To have lost it halfway through performing my poem?
To have completely blanked out on what came next and spent five minutes – OK, maybe 30 seconds – trying to get it back?
To have humiliated myself in front of friends and associates?
“How do you feel?” The question was asked me in a very solicitous way by a woman I didn’t know, in a tone that suggested to me that she expected me to feel crappy.
The answer took a while to get clear for me, then came through loud and clear….”It feels thrillingly human.” It feels like a relief. It’s something that I knew had to happen sometime. I have been performing poems at Jubilee four times a year for ten years and I’ve never had a poem not hit a home run. I’ve had little ripples – times when babies cried and it threw me off my game and I would lose a line. But nobody would ever know. I always rallied and took it home.
This time I did rally also and finished strong. And I did once again have people say that it worked for them – and that my stuck place, which in this case was totally obvious to everyone, did not take away from the impact of the poem, that the poem meant a lot to them. One person said that it was her favorite part of the whole show.

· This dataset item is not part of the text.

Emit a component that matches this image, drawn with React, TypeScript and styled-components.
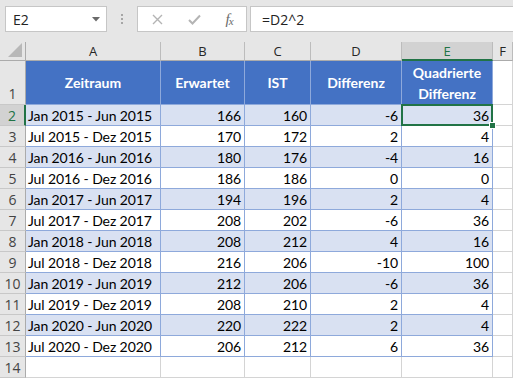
import styled, { createGlobalStyle } from "styled-components";

const GlobalStyle = createGlobalStyle`
  html, body {
    margin: 0;
    padding: 0;
    background: #ffffff;
    overflow: hidden;
  }
`;

const rows: [string, number, number, number, number][] = [
  ["Jan 2015 - Jun 2015", 166, 160, -6, 36],
  ["Jul 2015 - Dez 2015", 170, 172, 2, 4],
  ["Jan 2016 - Jun 2016", 180, 176, -4, 16],
  ["Jul 2016 - Dez 2016", 186, 186, 0, 0],
  ["Jan 2017 - Jun 2017", 194, 196, 2, 4],
  ["Jul 2017 - Dez 2017", 208, 202, -6, 36],
  ["Jan 2018 - Jun 2018", 208, 212, 4, 16],
  ["Jul 2018 - Dez 2018", 216, 206, -10, 100],
  ["Jan 2019 - Jun 2019", 212, 206, -6, 36],
  ["Jul 2019 - Dez 2019", 208, 210, 2, 4],
  ["Jan 2020 - Jun 2020", 220, 222, 2, 4],
  ["Jul 2020 - Dez 2020", 206, 212, 6, 36],
];

const columns = ["A", "B", "C", "D", "E", "F"];

// page

const Sheet = styled.div`
  width: 513px;
  height: 378px;
  display: flex;
  flex-direction: column;
  background: #ffffff;
  overflow: hidden;
`;

// formula bar

const FormulaBar = styled.div`
  display: flex;
  align-items: flex-start;
  height: 42px;
  padding: 6px 0 0 5px;
  box-sizing: border-box;
  background: #e6e6e6;
  font-family: "Open Sans", "DejaVu Sans", sans-serif;
`;

const NameBox = styled.div`
  display: flex;
  align-items: center;
  justify-content: space-between;
  width: 102px;
  height: 26px;
  box-sizing: border-box;
  padding: 0 6px 0 7px;
  background: #ffffff;
  border: 1px solid #c6c6c6;
  color: #222;
  font-size: 14px;
`;

const Grip = styled.div`
  display: flex;
  flex-direction: column;
  justify-content: center;
  align-items: center;
  gap: 2px;
  width: 30px;
  height: 26px;
`;

const GripDot = styled.span`
  width: 2px;
  height: 2px;
  background: #a6a6a6;
`;

const FxBox = styled.div`
  display: flex;
  align-items: center;
  width: 110px;
  height: 26px;
  box-sizing: border-box;
  background: #ffffff;
  border: 1px solid #c6c6c6;
`;

const FxSlot = styled.div<{ $width: number }>`
  display: flex;
  align-items: center;
  justify-content: center;
  width: ${(p) => p.$width}px;
  height: 100%;
`;

const FxLabel = styled.span`
  font-family: "Liberation Serif", "DejaVu Serif", serif;
  font-style: italic;
  font-size: 15px;
  color: #6b6b6b;
  letter-spacing: -1px;
  sub {
    font-size: 11px;
    vertical-align: -1px;
  }
`;

const FormulaInput = styled.div`
  flex: 1;
  display: flex;
  align-items: center;
  height: 26px;
  margin-left: 3px;
  padding-left: 11px;
  box-sizing: border-box;
  background: #ffffff;
  border: 1px solid #c6c6c6;
  border-right: none;
  color: #222;
  font-size: 14px;
`;

// grid

const Grid = styled.div`
  display: grid;
  grid-template-columns: 26px 135px 84px 66px 91px 91px 20px;
  grid-template-rows: 19px 44px repeat(13, 21px);
`;

const Corner = styled.div`
  background: #e6e6e6;
  border-right: 1px solid #ababab;
  border-bottom: 1px solid #ababab;
  box-sizing: border-box;
  display: flex;
  align-items: flex-end;
  justify-content: flex-end;
  padding: 0 3px 3px 0;
`;

const ColHeader = styled.div<{ $active?: boolean }>`
  display: flex;
  align-items: center;
  justify-content: center;
  box-sizing: border-box;
  background: ${(p) => (p.$active ? "#d2d2d2" : "#e6e6e6")};
  color: ${(p) => (p.$active ? "#217346" : "#262626")};
  border-right: 1px solid #bcbcbc;
  border-bottom: ${(p) => (p.$active ? "2px solid #217346" : "1px solid #ababab")};
  font-family: "Open Sans", "DejaVu Sans", sans-serif;
  font-size: 13px;
  padding-top: ${(p) => (p.$active ? "1px" : "0")};
`;

const RowHeader = styled.div<{ $active?: boolean; $bottom?: boolean }>`
  display: flex;
  align-items: ${(p) => (p.$bottom ? "flex-end" : "center")};
  justify-content: center;
  box-sizing: border-box;
  padding-bottom: ${(p) => (p.$bottom ? "1px" : "0")};
  background: ${(p) => (p.$active ? "#d2d2d2" : "#e6e6e6")};
  color: ${(p) => (p.$active ? "#217346" : "#444444")};
  border-right: ${(p) => (p.$active ? "2px solid #217346" : "1px solid #ababab")};
  border-bottom: 1px solid #c8c8c8;
  font-family: "Open Sans", "DejaVu Sans", sans-serif;
  font-size: 14px;
`;

const HeadCell = styled.div`
  display: flex;
  align-items: center;
  justify-content: center;
  text-align: center;
  box-sizing: border-box;
  background: #4472c4;
  color: #ffffff;
  border-right: 1px solid #8ea9db;
  border-bottom: 1px solid #8ea9db;
  font-family: Lato, "Liberation Sans", sans-serif;
  font-weight: 700;
  font-size: 14px;
  line-height: 21px;
`;

const Cell = styled.div<{ $band?: boolean; $num?: boolean; $selected?: boolean }>`
  position: relative;
  display: flex;
  align-items: center;
  justify-content: ${(p) => (p.$num ? "flex-end" : "flex-start")};
  box-sizing: border-box;
  padding: 0 3px 0 2px;
  background: ${(p) => (p.$band ? "#d9e1f2" : "#ffffff")};
  color: #000000;
  border-right: 1px solid #8ea9db;
  border-bottom: 1px solid #8ea9db;
  font-family: Lato, "Liberation Sans", sans-serif;
  font-size: 14px;
  letter-spacing: -0.1px;
  white-space: nowrap;
  ${(p) =>
    p.$selected &&
    `
    &::after {
      content: "";
      position: absolute;
      inset: -1px -1px -1px -1px;
      border: 2px solid #217346;
    }
  `}
`;

const FillHandle = styled.span`
  position: absolute;
  right: -4px;
  bottom: -4px;
  width: 5px;
  height: 5px;
  background: #217346;
  border: 1px solid #ffffff;
  z-index: 2;
`;

const EmptyCell = styled.div`
  box-sizing: border-box;
  background: #ffffff;
  border-right: 1px solid #d4d4d4;
  border-bottom: 1px solid #d4d4d4;
`;

export default function App() {
  return (
    <Sheet>
      <GlobalStyle />
      <FormulaBar>
        <NameBox>
          <span>E2</span>
          <svg width="8" height="5" viewBox="0 0 8 5">
            <path d="M0 0 H8 L4 4.5 Z" fill="#6a6a6a" />
          </svg>
        </NameBox>
        <Grip>
          <GripDot />
          <GripDot />
          <GripDot />
        </Grip>
        <FxBox>
          <FxSlot $width={38}>
            <svg width="11" height="11" viewBox="0 0 11 11">
              <path d="M1 1 L10 10 M10 1 L1 10" stroke="#b4b4b4" strokeWidth="1.4" />
            </svg>
          </FxSlot>
          <FxSlot $width={36}>
            <svg width="13" height="11" viewBox="0 0 13 11">
              <path d="M1 6 L4.5 9.5 L12 1.5" stroke="#b4b4b4" strokeWidth="2" fill="none" />
            </svg>
          </FxSlot>
          <FxSlot $width={34}>
            <FxLabel>
              f<sub>x</sub>
            </FxLabel>
          </FxSlot>
        </FxBox>
        <FormulaInput>=D2^2</FormulaInput>
      </FormulaBar>

      <Grid>
        <Corner>
          <svg width="14" height="14" viewBox="0 0 14 14">
            <path d="M14 0 V14 H0 Z" fill="#b8b8b8" />
          </svg>
        </Corner>
        {columns.map((c) => (
          <ColHeader key={c} $active={c === "E"}>
            {c}
          </ColHeader>
        ))}

        <RowHeader $bottom>1</RowHeader>
        <HeadCell>Zeitraum</HeadCell>
        <HeadCell>Erwartet</HeadCell>
        <HeadCell>IST</HeadCell>
        <HeadCell>Differenz</HeadCell>
        <HeadCell>
          Quadrierte
          <br />
          Differenz
        </HeadCell>
        <EmptyCell />

        {rows.map((r, i) => {
          const band = i % 2 === 0;
          return [
            <RowHeader key={`h${i}`} $active={i === 0}>
              {i + 2}
            </RowHeader>,
            <Cell key={`a${i}`} $band={band}>
              {r[0]}
            </Cell>,
            <Cell key={`b${i}`} $band={band} $num>
              {r[1]}
            </Cell>,
            <Cell key={`c${i}`} $band={band} $num>
              {r[2]}
            </Cell>,
            <Cell key={`d${i}`} $band={band} $num>
              {r[3]}
            </Cell>,
            <Cell key={`e${i}`} $band={band} $num $selected={i === 0}>
              {r[4]}
              {i === 0 && <FillHandle />}
            </Cell>,
            <EmptyCell key={`f${i}`} />,
          ];
        })}

        <RowHeader>14</RowHeader>
        <EmptyCell />
        <EmptyCell />
        <EmptyCell />
        <EmptyCell />
        <EmptyCell />
        <EmptyCell />
      </Grid>
    </Sheet>
  );
}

So, thrillingly human – someone who can make mistakes. There’s no safer place for me than Jubilee to make mistakes. This poem opened the show for a dance performance – a very sweet movement and story-telling show filled with amateur dancers.
What if the worst had happened? What would have been the worst? The worst would have been for me to not recoup – for me just not be able to get it together, and to slink off the stage in shame. That would be the worst. Maybe not the worst though – because even that I could have recovered from. Tonight I feel OK with that. The worst, maybe, would be if that was not OK with me – if my infraction tonight stirred my self-hate – that would be the worst. But even that wouldn’t have been so awful, because it’s human, because I go in and out of it all the time, because I’ve developed more skill in recuperating from self-hate and I bounce back from it.

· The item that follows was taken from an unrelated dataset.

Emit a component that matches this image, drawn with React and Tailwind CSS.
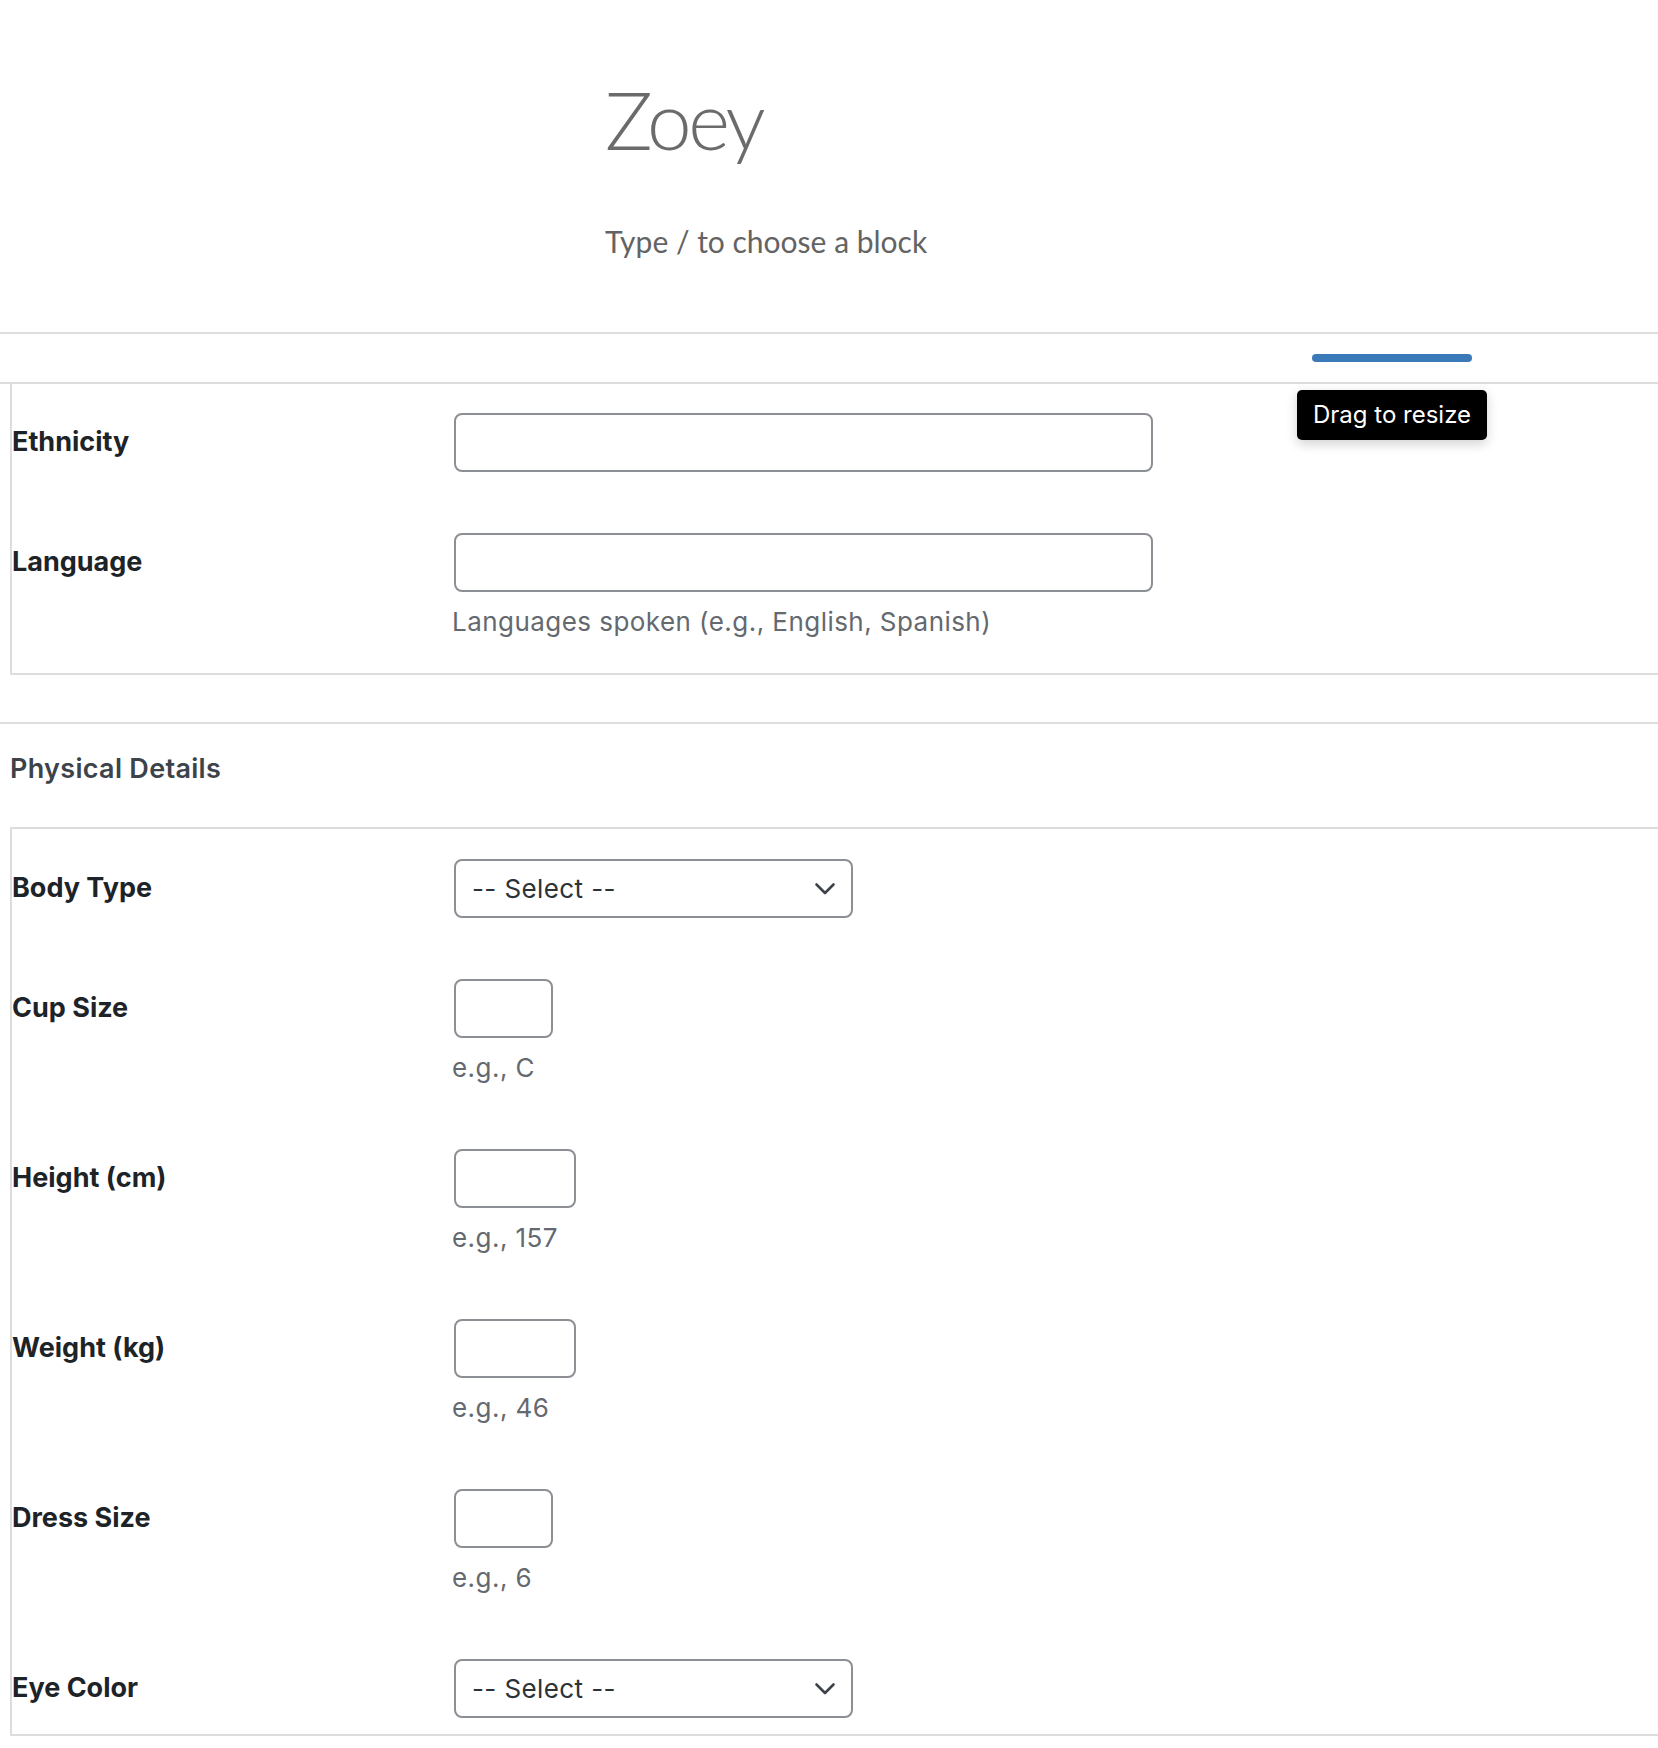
import React from 'react';

const font = { fontFamily: 'Inter, "Noto Sans", sans-serif' };

const Chevron = () => (
  <svg width="22" height="13" viewBox="0 0 22 13" fill="none" className="absolute right-[15px] top-1/2 -translate-y-1/2">
    <path d="M2.5 2 L11 10.5 L19.5 2" stroke="#3c434a" strokeWidth="2.6" strokeLinecap="round" strokeLinejoin="round" />
  </svg>
);

const Field = ({ label, width, help, select }) => (
  <div className="flex pt-[30px] pb-[31px]">
    <div className="w-[442px] h-[59px] flex items-center text-[27px] font-bold text-[#1d2327]">{label}</div>
    <div>
      {select ? (
        <div className={`relative h-[59px] border-2 border-[#8c8f94] rounded-[8px] flex items-center pl-[16px] text-[26px] tracking-[0.4px] text-[#2c3338] ${width}`}>
          -- Select --
          <Chevron />
        </div>
      ) : (
        <div className={`h-[59px] border-2 border-[#8c8f94] rounded-[8px] bg-white ${width}`} />
      )}
      {help && <div className="mt-[10px] leading-[40px] text-[26px] tracking-[0.45px] text-[#646970] -ml-[2px]">{help}</div>}
    </div>
  </div>
);

export default function App() {
  return (
    <div className="w-[1658px] min-h-[1748px] bg-white overflow-hidden" style={font}>
      <div className="pt-[71px] pb-[73px] border-b-2 border-[#dddddd]">
        <div className="w-[448px] mx-auto" style={{ fontFamily: 'Lato, "Noto Sans", sans-serif' }}>
          <div className="text-[80px] leading-[96px] font-light text-[#6b6b6b] tracking-[-3.5px]">Zoey</div>
          <div className="mt-[56px] text-[30px] leading-[36px] text-[#636363]">Type / to choose a block</div>
        </div>
      </div>

      <div className="h-[50px] border-b-2 border-[#dddddd] flex justify-end pr-[186px] pt-[20px]">
        <div className="relative w-[160px] h-[8px] rounded-full bg-[#3a7ab8]">
          <div className="absolute left-1/2 -translate-x-1/2 top-[36px] w-[190px] h-[50px] rounded-[5px] bg-black text-white text-[24px] flex items-center justify-center shadow-[0_4px_12px_rgba(0,0,0,0.18)] z-10">
            Drag to resize
          </div>
        </div>
      </div>

      <div className="ml-[10px] border-l-2 border-b-2 border-[#dddddd] -mt-[1px]">
        <Field label="Ethnicity" width="w-[699px]" />
        <Field label="Language" width="w-[699px]" help="Languages spoken (e.g., English, Spanish)" />
      </div>

      <div className="mt-[47px] border-t-2 border-[#dddddd] pt-[29px] pb-[43px] pl-[10px] text-[27px] leading-[31px] font-semibold tracking-[0.3px] text-[#3c434a]">
        Physical Details
      </div>

      <div className="ml-[10px] border-l-2 border-t-2 border-b-2 border-[#dddddd]">
        <Field label="Body Type" width="w-[399px]" select />
        <Field label="Cup Size" width="w-[99px]" help="e.g., C" />
        <Field label="Height (cm)" width="w-[122px]" help="e.g., 157" />
        <Field label="Weight (kg)" width="w-[122px]" help="e.g., 46" />
        <Field label="Dress Size" width="w-[99px]" help="e.g., 6" />
        <div className="-mb-[15px]">
          <Field label="Eye Color" width="w-[399px]" select />
        </div>
      </div>
    </div>
  );
}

In truth, what happened was not so awful. In truth, it provided the audience with a wonderful experience – a chance to reach out to a performer, to be pulling for me. Is it not possible that them opening their hearts to me, right at the beginning of the program, gave them a chance to be an even better audience for the rest of the show, to really open themselves to the dancers and the storytelling about their lives and their innocent, heart-felt,amateur dancing? I think that almost certainly this was true..
So the worst happened and it was OK. No, the worst didn’t happen because I was OK with stuff that I surprised myself by accepting. I fell apart in a way that I would have told you in advance was terrible and it was not. In fact, it was perfect.